A relation instance \(r\) defined over schema \(R\) is denoted by \(r(R)\). (or \(r(R)\) us a relation on relation schema \(R\))
e.g. instructor(instructor-schema) = instructor(ID, name, dept_name, salary)
Relation Instance¶
The current values (i.e. relation instance) of a relation are specified by a table.
An element \(t\) of \(r\) is a tuple, represented by a row in a table.
- 若 \(t\) 是一个元组,那么 \(t[name]\) 表示元组 \(t\) 中名称为 \(name\) 的属性的值。

- 元组的顺序是无关紧要的,即元组的顺序不影响关系的定义
- 一个关系实例中的元组是不重复的
- 属性的值是原子的,即属性的值不能再分解
Key¶
Let \(K \subseteq R\) be a set of attributes of relation schema \(R\). Then
-
\(K\) is a superkey for \(R\), if values for \(K\) are sufficient to identify a unique tuple of each possible relation r(R)

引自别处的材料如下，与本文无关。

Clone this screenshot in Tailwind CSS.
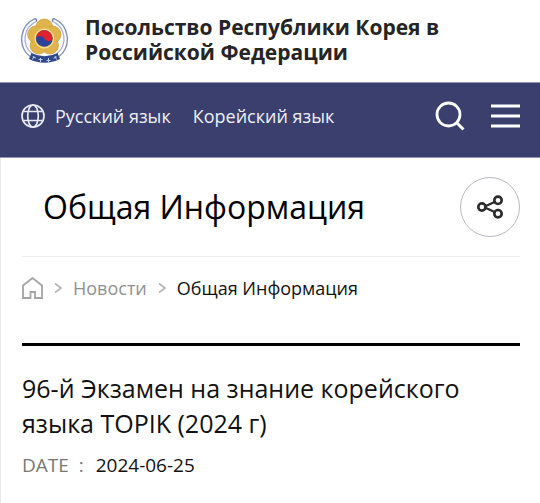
<!DOCTYPE html>
<html lang="ru">
<head>
<meta charset="utf-8">
<meta name="viewport" content="width=device-width, initial-scale=1">
<title>Общая Информация</title>
<script src="https://cdn.jsdelivr.net/npm/@tailwindcss/browser@4"></script>
</head>
<body class="min-h-screen bg-white font-['Open_Sans','Noto_Sans',sans-serif] text-black flex flex-col">
<header>
  <div class="flex items-start gap-4 px-5 pt-[15px] pb-[17px]">
    <a href="#" aria-label="Главная страница" class="shrink-0">
      <svg class="w-[49px] h-[50px]" viewBox="0 0 49 50" fill="none">
        <path d="M15.500 3.300A22.500 22.500 0 0 0 10 41.500M33.500 3.300A22.500 22.500 0 0 1 39 41.500" stroke="#8294bd" stroke-width="1.400"/>
        <path d="M16.500 6.300A19 19 0 0 0 12 38.500M32.500 6.300A19 19 0 0 1 37 38.500" stroke="#a3b1d0" stroke-width="1.300"/>
        <path d="M15.500 3.300l1.500 3.200M33.500 3.300l-1.500 3.200" stroke="#6478ab" stroke-width="1.400"/>
        <g fill="#e0b44a" stroke="#c99a35" stroke-width=".7">
          <circle cx="24.300" cy="12.500" r="8.500"/>
          <circle cx="32.500" cy="19.500" r="8.500"/>
          <circle cx="30" cy="30.500" r="8.500"/>
          <circle cx="18.600" cy="30.500" r="8.500"/>
          <circle cx="16.100" cy="19.500" r="8.500"/>
        </g>
        <circle cx="24.300" cy="23" r="12" fill="#e0b44a"/>
        <circle cx="24.300" cy="23.500" r="9.300" stroke="#f3df9c" stroke-width="1.200"/>
        <circle cx="24.300" cy="23.500" r="8.300" fill="#2b4398"/>
        <path d="M16 23.500a8.300 8.300 0 0 1 16.600 0c-1 3.200-5.500 3.800-8.300 0-2.300-3.200-7-3.200-8.300 0z" fill="#df2230"/>
        <path d="M11.500 38Q24.500 44.500 37.500 38L40 44Q24.500 51.500 9 44Z" fill="#31498c"/>
        <path d="M14 41l-1.500 3.500M12.800 41.800l3 1.200M20.500 43v4M18.500 44.500h4M28.500 43v4M26.500 45.500h4M35 41l1.500 3.500M33.500 43.200l3-1.200" stroke="#c3cde6" stroke-width="1"/>
      </svg>
    </a>
    <p class="text-[21px] leading-[25px] font-bold text-[#252525]">Посольство Республики Корея в Российской Федерации</p>
  </div>
  <nav class="flex h-[76px] items-center border-y border-[#9295af] bg-[#3a3f6e] pr-5 pl-[21px] pb-2" aria-label="Меню">
    <svg class="size-6 shrink-0" viewBox="0 0 24 24" fill="none" stroke="#e9eaf3" stroke-width="1.700">
      <circle cx="12" cy="12" r="11"/>
      <ellipse cx="12" cy="12" rx="5.300" ry="11"/>
      <path d="M2.500 7.500h19M2.500 16.500h19" stroke-width="1.500"/>
    </svg>
    <div class="ml-[10px] flex gap-[22px] text-[18px] leading-6 text-[#eeeff6]">
      <a href="#">Русский язык</a>
      <a href="#">Корейский язык</a>
    </div>
    <div class="ml-auto flex items-center gap-[26px]">
      <button type="button" aria-label="Поиск" class="block">
        <svg class="size-[30px]" viewBox="0 0 30 30" fill="none" stroke="#fff" stroke-width="2.800"><circle cx="13.500" cy="13.500" r="11.500"/><path d="M21.500 21.500l7 7" stroke-width="3"/></svg>
      </button>
      <button type="button" aria-label="Открыть меню" class="block">
        <svg class="w-[29px] h-6" viewBox="0 0 29 24" stroke="#fff" stroke-width="2.800"><path d="M0 2h29M0 12h29M0 22h29"/></svg>
      </button>
    </div>
  </nav>
</header>
<main class="grow border-l border-[#e8e8e8] pl-[21px] pr-5">
  <div class="flex h-[99px] items-center justify-between border-b border-[#efefef] pl-[21px]">
    <h1 class="text-[32px] leading-10">Общая Информация</h1>
    <button type="button" aria-label="Поделиться" class="flex size-[60px] items-center justify-center rounded-full border border-[#b9b9c4]">
      <svg class="w-[26px] h-6" viewBox="0 0 26 24" fill="none" stroke="#2b2b2b" stroke-width="2.600"><circle cx="4.900" cy="12" r="3.600"/><circle cx="21" cy="5.300" r="3.700"/><circle cx="21" cy="18.700" r="3.700"/><path d="M8.300 11.200l9.300-4.200M8.300 12.800l9.300 4.200" stroke-width="2.200"/></svg>
    </button>
  </div>
  <nav class="flex h-[86px] items-center pb-6 text-[18px] leading-6" aria-label="Навигационная цепочка">
    <a href="#" aria-label="Главная" class="shrink-0">
      <svg class="w-[21px] h-[22px]" viewBox="0 0 21 22" fill="none" stroke="#a5a5a5" stroke-width="1.800"><path d="M1 21V8.500L10.500 1 20 8.500V21h-7v-6H8.500v6z"/></svg>
    </a>
    <svg class="mx-[11px] w-2 h-3 shrink-0" viewBox="0 0 8 12" fill="none" stroke="#b5b5b5" stroke-width="1.600"><path d="M1 1.500L7 6l-6 4.500"/></svg>
    <a href="#" class="text-[#919191]">Новости</a>
    <svg class="mx-[11px] w-2 h-3 shrink-0" viewBox="0 0 8 12" fill="none" stroke="#b5b5b5" stroke-width="1.600"><path d="M1 1.500L7 6l-6 4.500"/></svg>
    <span class="text-[#111]" aria-current="page">Общая Информация</span>
  </nav>
  <article class="border-t-3 border-black pt-[25px] pb-6">
    <h2 class="text-[25px] leading-[35px] text-[#111]">96-й Экзамен на знание корейского языка TOPIK (2024 г)</h2>
    <dl class="mt-3 flex text-[19px] leading-6">
      <dt class="text-[#777]">DATE&nbsp; :</dt>
      <dd class="ml-3 text-[#111]">2024-06-25</dd>
    </dl>
  </article>
</main>
</body>
</html>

如果 \(K\) 的值足以唯一标识关系 \(r(R)\) 中的每个元组,则 \(K\) 是关系 \(R\) 的超键
e.g. \(\{ID\}\), \(\{ID, name\}\)
-
\(K\) is a candidate key for \(R\), if \(K\) is is minimal superkey for $R
如果 \(K\) 是最小的超键(\(K\) 的任何真子集都不是超键,\(K\) 中没有冗余的属性),则 \(K\) 是关系 \(R\) 的候选键
-
\(K\) is a primary key for \(R\), if \(K\) is a candidate key and is defined by user explicitly.
使用者从候选键中选择其中一个作为主键
-
Foreign Key (外键/外码)
Assume there exists relations \(r\) and \(s\): \(r(A, B, C)\), \(s(B, D)\)(\(B\) is the primary key of \(s\)), we can say that attribute \(B\) in relation \(r\) is foreign key referencing \(s\), and \(r\) is a referencing relation (参照关系), and \(s\) is a referenced relation (被参照关系).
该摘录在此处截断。